Doubts about the goal may have existed, but there were never any doubts that the right man was at the helm of the Campaign, say two University leaders.

"David has been the 'Energizer Bunny' behind the Campaign," says John F. McDonnell, chair of the silent phase of the Campaign, past chairman of the Board of Trustees, and current Board vice chair. "Not only has he played a major role in working with potential donors to shape an appropriate project worthy of their contribution, he has played a huge behind-the-scenes role in keeping everyone—the Campaign leadership, the volunteers, and the staff—coordinated and informed. I do not see how the Campaign could have been so successful without David's prodigious energy and talent."

"David Blasingame has been the most effective Campaign leader imaginable! He has worked with great dedication and creativity for the University," says Chancellor Mark S. Wrighton. "The many successes that have been realized in the Campaign are a consequence of both excellent planning and outstanding execution. Perhaps most remarkable is David's insight into the most important programs needing support and being able to guide both donors and the staff to achieve the University's potential. He has been able to inspire everyone, and it has been a personal pleasure to have had the opportunity to learn from him and to receive the benefits of his extraordinary contribution to the advance of the University."
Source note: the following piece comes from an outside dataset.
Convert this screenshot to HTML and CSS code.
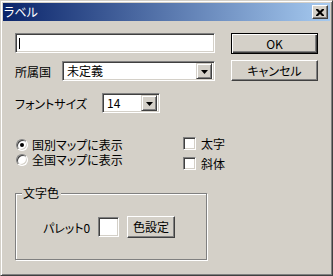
FILE: index.html
```html
<!DOCTYPE html>
<html lang="ja">
<head>
<meta charset="utf-8">
<link rel="stylesheet" href="styles.css">
</head>
<body>
<div class="window">
  <div class="titlebar">
    <span class="title">ラベル</span>
    <span class="close-btn"><svg width="8" height="7" viewBox="0 0 8 7"><path d="M0 0h2l2 2 2-2h2v1l-2.5 2.5L8 6v1H6L4 5 2 7H0V6l2.5-2.5L0 1z" fill="#000"/></svg></span>
  </div>
  <div class="client">
    <div class="left">
      <div class="textfield sunken"><span class="caret"></span></div>
      <div class="row row-country">
        <span class="label lbl-country">所属国</span>
        <div class="combo combo-country sunken">
          <span class="combo-text">未定義</span>
          <span class="combo-btn raised"><svg width="7" height="4" viewBox="0 0 7 4"><path d="M0 0h7L3.5 4z" fill="#000"/></svg></span>
        </div>
      </div>
      <div class="row row-size">
        <span class="label lbl-size">フォントサイズ</span>
        <div class="combo combo-size sunken">
          <span class="combo-text">14</span>
          <span class="combo-btn raised"><svg width="7" height="4" viewBox="0 0 7 4"><path d="M0 0h7L3.5 4z" fill="#000"/></svg></span>
        </div>
      </div>
      <div class="options">
        <div class="radios">
          <div class="radio-row"><span class="radio checked"></span><span>国別マップに表示</span></div>
          <div class="radio-row"><span class="radio"></span><span>全国マップに表示</span></div>
        </div>
        <div class="checks">
          <div class="check-row"><span class="checkbox"></span><span>太字</span></div>
          <div class="check-row"><span class="checkbox"></span><span>斜体</span></div>
        </div>
      </div>
      <fieldset class="group">
        <legend class="group-title">文字色</legend>
        <div class="group-body">
          <span class="palette-label">パレット0</span>
          <span class="swatch"></span>
          <span class="btn btn-color">色設定</span>
        </div>
      </fieldset>
    </div>
    <div class="right">
      <div class="btn btn-default">OK</div>
      <div class="btn btn-cancel">キャンセル</div>
    </div>
  </div>
</div>
</body>
</html>
```

FILE: styles.css
```css
html, body {
  margin: 0;
  padding: 0;
  background: #d4d0c8;
}
body {
  font-family: "Noto Sans CJK JP", "Noto Sans", sans-serif;
  font-size: 12px;
  color: #000;
  font-feature-settings: "palt";
}
.window {
  box-sizing: border-box;
  width: 333px;
  height: 276px;
  padding: 2px;
  border: 1px solid;
  border-color: #d4d0c8 #404040 #404040 #d4d0c8;
  box-shadow: inset 1px 1px #fff, inset -1px -1px #808080;
  background: #d4d0c8;
  display: flex;
  flex-direction: column;
}
.titlebar {
  height: 18px;
  flex: none;
  background: linear-gradient(to right, #0a246a, #a6caf0);
  display: flex;
  align-items: center;
  justify-content: space-between;
}
.title {
  color: #fff;
  padding-left: 1px;
  line-height: 18px;
}
.close-btn {
  box-sizing: border-box;
  width: 16px;
  height: 14px;
  margin-right: 2px;
  background: #d4d0c8;
  border: 1px solid;
  border-color: #fff #404040 #404040 #fff;
  box-shadow: inset -1px -1px #808080;
  display: flex;
  align-items: center;
  justify-content: center;
  padding-right: 1px;
}
.client {
  display: flex;
  padding: 12px 0 0 12px;
}
.left {
  width: 200px;
  flex: none;
  display: flex;
  flex-direction: column;
}
.right {
  margin-left: 16px;
  width: 87px;
  display: flex;
  flex-direction: column;
  gap: 6px;
}
.sunken {
  box-sizing: border-box;
  background: #fff;
  border: 1px solid;
  border-color: #808080 #fff #fff #808080;
  box-shadow: inset 1px 1px #404040, inset -1px -1px #d4d0c8;
}
.raised {
  box-sizing: border-box;
  background: #d4d0c8;
  border: 1px solid;
  border-color: #d4d0c8 #404040 #404040 #d4d0c8;
  box-shadow: inset 1px 1px #fff, inset -1px -1px #808080;
}
.textfield {
  width: 200px;
  height: 20px;
  padding: 4px 0 0 3px;
}
.caret {
  display: block;
  width: 1px;
  height: 11px;
  background: #000;
}
.row {
  display: flex;
  align-items: center;
}
.row-country {
  margin-top: 8px;
}
.row-size {
  margin-top: 12px;
}
.lbl-country {
  width: 47px;
}
.lbl-size {
  width: 87px;
}
.combo {
  height: 20px;
  display: flex;
  align-items: center;
  padding: 2px;
}
.combo-country {
  width: 153px;
}
.combo-size {
  width: 58px;
}
.combo-text {
  flex: 1;
  padding-left: 2px;
  line-height: 16px;
}
.combo-btn {
  width: 16px;
  height: 16px;
  display: flex;
  align-items: center;
  justify-content: center;
  padding-top: 1px;
}
.options {
  display: flex;
  margin-top: 24px;
  width: 240px;
}
.radios {
  width: 168px;
  flex: none;
  display: flex;
  flex-direction: column;
}
.radio-row {
  height: 15px;
  display: flex;
  align-items: center;
  line-height: 14px;
  white-space: nowrap;
}
.radio {
  box-sizing: border-box;
  width: 12px;
  height: 12px;
  margin: 0 4px 0 1px;
  border-radius: 50%;
  background: #fff;
  border: 1px solid;
  border-color: #808080 #fff #fff #808080;
  box-shadow: inset 1px 1px #404040, inset -1px -1px #d4d0c8;
  display: flex;
  align-items: center;
  justify-content: center;
}
.radio.checked::after {
  content: "";
  width: 4px;
  height: 4px;
  border-radius: 50%;
  background: #000;
}
.checks {
  flex: none;
  display: flex;
  flex-direction: column;
  gap: 7px;
}
.check-row {
  height: 13px;
  display: flex;
  align-items: center;
  line-height: 13px;
  white-space: nowrap;
}
.checkbox {
  box-sizing: border-box;
  flex: none;
  width: 13px;
  height: 13px;
  margin-right: 5px;
  background: #fff;
  border: 1px solid;
  border-color: #808080 #fff #fff #808080;
  box-shadow: inset 1px 1px #404040, inset -1px -1px #d4d0c8;
}
.group {
  box-sizing: border-box;
  width: 192px;
  height: 74px;
  margin: 16px 0 0 0;
  padding: 0;
  min-width: 0;
  border: 1px solid #808080;
  box-shadow: inset 1px 1px #fff, 1px 1px #fff;
}
.group-title {
  margin-left: 6px;
  padding: 0 2px 0 1px;
  line-height: 14px;
  background: #d4d0c8;
}
.group-body {
  display: flex;
  align-items: center;
  padding: 16px 0 0 27px;
}
.palette-label {
  width: 55px;
}
.swatch {
  box-sizing: border-box;
  width: 21px;
  height: 20px;
  background: #fff;
  border: 1px solid;
  border-color: #808080 #fff #fff #808080;
  box-shadow: inset 1px 1px #404040, inset -1px -1px #d4d0c8;
}
.btn {
  box-sizing: border-box;
  height: 21px;
  background: #d4d0c8;
  border: 1px solid;
  border-color: #fff #404040 #404040 #fff;
  box-shadow: inset -1px -1px #808080;
  display: flex;
  align-items: center;
  justify-content: center;
  line-height: 14px;
}
.btn-default {
  border-color: #000;
  box-shadow: inset 1px 1px #fff, inset -1px -1px #404040, inset -2px -2px #808080;
}
.btn-color {
  width: 48px;
  height: 22px;
  margin-left: 8px;
}
```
At the end of the day, Blasingame says he is just happy to have a job that he loves and where he can contribute to something important.

"This is where my heart is," says Blasingame, who enjoys spending his free time with his godchildren, Anna and David Goss, and their mother, Connie, as well as visiting Tennessee to see his son, Josh, A.B. '92, Josh's wife, Mitchell, and Blasingame's only grandchild, Jackson. "I can't imagine loving another place as much as I have loved Washington University."

Steve Givens is the assistant to the chancellor.